Camie is not a big fan of green beans. Won't eat them, she says. So I'm keeping the beans under control and going with only four varieties: Isar (Johnny's #2491), which is a yellow French bush bean; and fortex (#34), which is a classic pole bean. Third variety is fava beans, Windsor (#2141), which I've never eaten before, but seem big and delicious and I'm anxious to try them.  Fourth is soybeans, Butterbeans (#104), for some delicious edamame. These are also a bush bean. I may add on some dry beans later on.

Timing: I'm going to sow seeds after danger of frost has past and soil temp is above 65 degrees. I could start them indoors before that, but they grow so fast once in the ground that I'd probably only gain a few days to a week at most, and starting indoors requires some significant labor. For fava beans, they are planted when the peas are planted -- first thing in the spring and possible late in the summer for a fall/winter crop.
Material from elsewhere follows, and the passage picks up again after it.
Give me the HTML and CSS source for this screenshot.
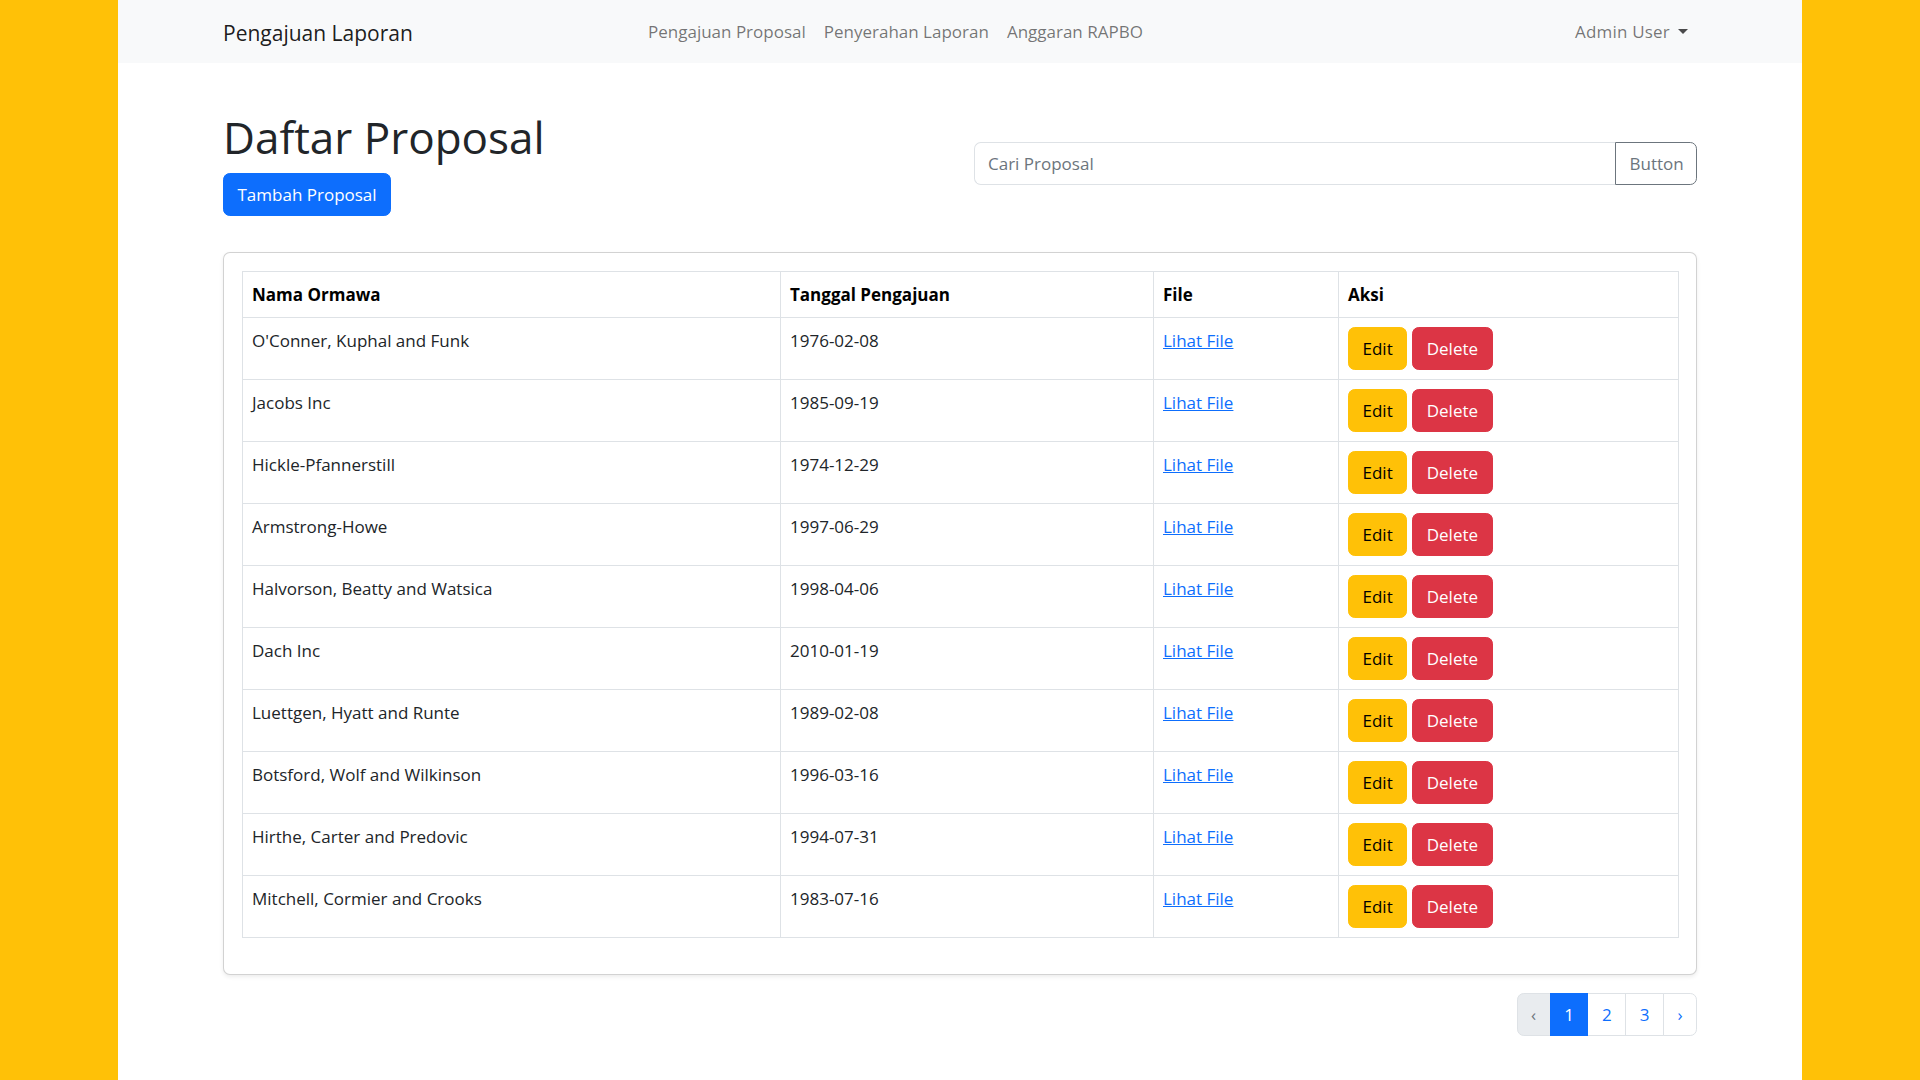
FILE: index.html
```html
<!DOCTYPE html>
<html lang="id">
<head>
<meta charset="utf-8">
<title>Pengajuan Laporan</title>
<link rel="stylesheet" href="styles.css">
</head>
<body>
<div class="page">
  <nav class="navbar">
    <div class="container nav-inner">
      <a class="brand" href="#">Pengajuan Laporan</a>
      <ul class="nav-links">
        <li><a href="#">Pengajuan Proposal</a></li>
        <li><a href="#">Penyerahan Laporan</a></li>
        <li><a href="#">Anggaran RAPBO</a></li>
      </ul>
      <a class="nav-user" href="#">Admin User<span class="caret"></span></a>
    </div>
  </nav>

  <main class="container main">
    <div class="top-row">
      <div class="title-col">
        <h1 class="title">Daftar Proposal</h1>
        <button class="btn btn-primary">Tambah Proposal</button>
      </div>
      <div class="search-col">
        <div class="input-group">
          <input class="search-input" type="text" placeholder="Cari Proposal">
          <button class="btn-search">Button</button>
        </div>
      </div>
    </div>

    <div class="card">
      <div class="card-body">
        <table class="table">
          <colgroup>
            <col class="c1"><col class="c2"><col class="c3"><col class="c4">
          </colgroup>
          <thead>
            <tr><th>Nama Ormawa</th><th>Tanggal Pengajuan</th><th>File</th><th>Aksi</th></tr>
          </thead>
          <tbody>
            <tr><td>O'Conner, Kuphal and Funk</td><td>1976-02-08</td><td><a href="#" class="link">Lihat File</a></td><td><div class="actions"><button class="btn btn-warning">Edit</button><button class="btn btn-danger">Delete</button></div></td></tr>
            <tr><td>Jacobs Inc</td><td>1985-09-19</td><td><a href="#" class="link">Lihat File</a></td><td><div class="actions"><button class="btn btn-warning">Edit</button><button class="btn btn-danger">Delete</button></div></td></tr>
            <tr><td>Hickle-Pfannerstill</td><td>1974-12-29</td><td><a href="#" class="link">Lihat File</a></td><td><div class="actions"><button class="btn btn-warning">Edit</button><button class="btn btn-danger">Delete</button></div></td></tr>
            <tr><td>Armstrong-Howe</td><td>1997-06-29</td><td><a href="#" class="link">Lihat File</a></td><td><div class="actions"><button class="btn btn-warning">Edit</button><button class="btn btn-danger">Delete</button></div></td></tr>
            <tr><td>Halvorson, Beatty and Watsica</td><td>1998-04-06</td><td><a href="#" class="link">Lihat File</a></td><td><div class="actions"><button class="btn btn-warning">Edit</button><button class="btn btn-danger">Delete</button></div></td></tr>
            <tr><td>Dach Inc</td><td>2010-01-19</td><td><a href="#" class="link">Lihat File</a></td><td><div class="actions"><button class="btn btn-warning">Edit</button><button class="btn btn-danger">Delete</button></div></td></tr>
            <tr><td>Luettgen, Hyatt and Runte</td><td>1989-02-08</td><td><a href="#" class="link">Lihat File</a></td><td><div class="actions"><button class="btn btn-warning">Edit</button><button class="btn btn-danger">Delete</button></div></td></tr>
            <tr><td>Botsford, Wolf and Wilkinson</td><td>1996-03-16</td><td><a href="#" class="link">Lihat File</a></td><td><div class="actions"><button class="btn btn-warning">Edit</button><button class="btn btn-danger">Delete</button></div></td></tr>
            <tr><td>Hirthe, Carter and Predovic</td><td>1994-07-31</td><td><a href="#" class="link">Lihat File</a></td><td><div class="actions"><button class="btn btn-warning">Edit</button><button class="btn btn-danger">Delete</button></div></td></tr>
            <tr><td>Mitchell, Cormier and Crooks</td><td>1983-07-16</td><td><a href="#" class="link">Lihat File</a></td><td><div class="actions"><button class="btn btn-warning">Edit</button><button class="btn btn-danger">Delete</button></div></td></tr>
          </tbody>
        </table>
      </div>
    </div>

    <nav class="pager">
      <ul class="pagination">
        <li class="page-item disabled"><span class="page-link">&lsaquo;</span></li>
        <li class="page-item active"><span class="page-link">1</span></li>
        <li class="page-item"><a class="page-link" href="#">2</a></li>
        <li class="page-item"><a class="page-link" href="#">3</a></li>
        <li class="page-item"><a class="page-link" href="#">&rsaquo;</a></li>
      </ul>
    </nav>
  </main>
</div>
</body>
</html>
```

FILE: styles.css
```css
* { box-sizing: border-box; }

html, body { margin: 0; padding: 0; }

body {
  background: #ffc107;
  font-family: "Open Sans", "Noto Sans", "Liberation Sans", sans-serif;
  font-size: 17px;
  line-height: 27px;
  color: #212529;
}

.page {
  width: 1684px;
  min-height: 1080px;
  margin: 0 auto;
  background: #ffffff;
}

.container {
  width: 1474px;
  margin: 0 auto;
}

/* Navbar */
.navbar {
  background: #f8f9fa;
  height: 63px;
}

.nav-inner {
  display: flex;
  align-items: center;
  height: 63px;
}

.brand {
  width: 416px;
  font-size: 21px;
  line-height: 32px;
  padding-top: 2px;
  color: rgba(0, 0, 0, 0.9);
  text-decoration: none;
}

.nav-links {
  list-style: none;
  margin: 0;
  padding: 0;
  display: flex;
}

.nav-links a {
  display: block;
  padding: 9px;
  color: rgba(0, 0, 0, 0.55);
  text-decoration: none;
}

.nav-user {
  margin-left: auto;
  padding: 9px;
  color: rgba(0, 0, 0, 0.55);
  text-decoration: none;
  display: flex;
  align-items: center;
  letter-spacing: 0.2px;
}

.caret {
  display: inline-block;
  margin-left: 8px;
  width: 0;
  height: 0;
  border-top: 5px solid rgba(0, 0, 0, 0.7);
  border-left: 5px solid transparent;
  border-right: 5px solid transparent;
}

/* Main */
.main {
  padding-top: 48px;
}

.top-row {
  display: grid;
  grid-template-columns: 1fr 1fr;
  column-gap: 27px;
  align-items: center;
}

.title {
  margin: 0 0 9px 0;
  font-size: 44px;
  font-weight: 500;
  line-height: 1.2;
  color: #212529;
}

.btn {
  display: inline-block;
  font-family: inherit;
  font-size: 17px;
  line-height: 27px;
  padding: 7px 13.5px;
  border: 1px solid transparent;
  border-radius: 6.75px;
  cursor: pointer;
}

.btn-primary {
  background: #0d6efd;
  border-color: #0d6efd;
  color: #ffffff;
}

.btn-warning {
  background: #ffc107;
  border-color: #ffc107;
  color: #000000;
}

.btn-danger {
  background: #dc3545;
  border-color: #dc3545;
  color: #ffffff;
}

.input-group {
  display: flex;
  height: 43px;
}

.search-input {
  flex: 1;
  min-width: 0;
  font-family: inherit;
  font-size: 17px;
  padding: 7px 13.5px;
  border: 1px solid #dee2e6;
  border-right: none;
  border-radius: 6.75px 0 0 6.75px;
  color: #212529;
  outline: none;
}

.search-input::placeholder {
  color: #6c757d;
}

.btn-search {
  font-family: inherit;
  font-size: 17px;
  line-height: 27px;
  padding: 7px 13.5px;
  background: #ffffff;
  border: 1px solid #6c757d;
  border-radius: 0 6.75px 6.75px 0;
  color: #6c757d;
  width: 82px;
}

/* Card */
.card {
  margin-top: 36px;
  border: 1px solid rgba(0, 0, 0, 0.175);
  border-radius: 7px;
  box-shadow: 0 2px 4px rgba(0, 0, 0, 0.075);
  background: #ffffff;
}

.card-body {
  padding: 18px;
}

.table {
  width: 100%;
  table-layout: fixed;
  border-collapse: collapse;
  margin-bottom: 18px;
}

.c1 { width: 538px; }
.c2 { width: 373px; }
.c3 { width: 185px; }
.c4 { width: 340px; }

.table th,
.table td {
  border: 1px solid #dee2e6;
  padding: 9px;
  text-align: left;
  vertical-align: top;
  color: #212529;
}

.table th {
  font-weight: 700;
  color: #000000;
  vertical-align: bottom;
}

.link {
  color: #0d6efd;
  text-decoration: underline;
}

.actions {
  display: flex;
  gap: 5px;
}

/* Pagination */
.pager {
  display: flex;
  justify-content: flex-end;
  margin-top: 18px;
}

.pagination {
  list-style: none;
  margin: 0;
  padding: 0;
  display: flex;
}

.page-link {
  display: block;
  padding: 7px 13.5px;
  line-height: 27px;
  border: 1px solid #dee2e6;
  margin-left: -1px;
  color: #0d6efd;
  text-decoration: none;
  background: #ffffff;
}

.page-item:first-child .page-link {
  margin-left: 0;
  border-radius: 6.75px 0 0 6.75px;
}

.page-item:last-child .page-link {
  border-radius: 0 6.75px 6.75px 0;
}

.page-item.disabled .page-link {
  background: #e9ecef;
  color: #6c757d;
}

.page-item.active .page-link {
  background: #0d6efd;
  border-color: #0d6efd;
  color: #ffffff;
  position: relative;
}
```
My rows are 30" accros, so I'll plant the bush beans (the Isar) in rows across the bed, 5 or 6 inches apart, 16 inches between rows. These need to be planted in succession because they need to be harvested about every day to prevent toughness.

The pole beans will be planted using a trellis system, comprised of (3) - 8' 2x2 @ 7.5 ft. on center driven 2 feet into the ground, with a 2x2 cross piece at the top attached with a galvanized nail (drill hole to prevent splitting). In reality, any number of trellis systems would work, but this is the one I'm planning on now. The idea is to get these up in the air so the beans grow straighter, faster, and take up less ground space.

I will put the trellis down the middle of the row, and have one row of beans on each side. Untreated twine will extend down from the trellis crossbar to each bean vine, making a sort of "A" shape. At the end of the season, the plant and the twine will go in the compost pile. One advantage of the "A" frame is that it can be easily covered with plastic to make a mini-greenhouse and extend the harvest of the pole beans past the first frost a ways.

An alternate trellis would have one row of beans down the middle of the bed with one trellis on each side. Twine would extend from the trellises down to the bean plant, making a "V" shape. This wouldn't give you as many bean plants (only one row instead of two), but would make harvesting easier as gravity would help the beans hang down from the outside on the "V" frame rather that from the inside of an "A" frame.  But space is limited, to I'll likely stick to the A-frame style and just deal with the slightly increased difficulty of harvesting.


Hilary said...

Ahhhh Camie and Green of the greatest duels of all time...glad to see she's still sticking to her guns.

Michael Farnworth said...

This deserves a story... when Camie was little,, about 3 or 4 years old, we were over eating at the Ingoldsby for dinner. Brad, Camie, Hilary and Marie were eating at a small table next to the grown-ups. During dinner we heard a "small wretching" and there sat Camie with her pile of regurgitated green beans next to her plate.
I guess I was to blame because of my own childhood food issues. I had made a big deal of eating all your food. Bless her heart... Camie did try!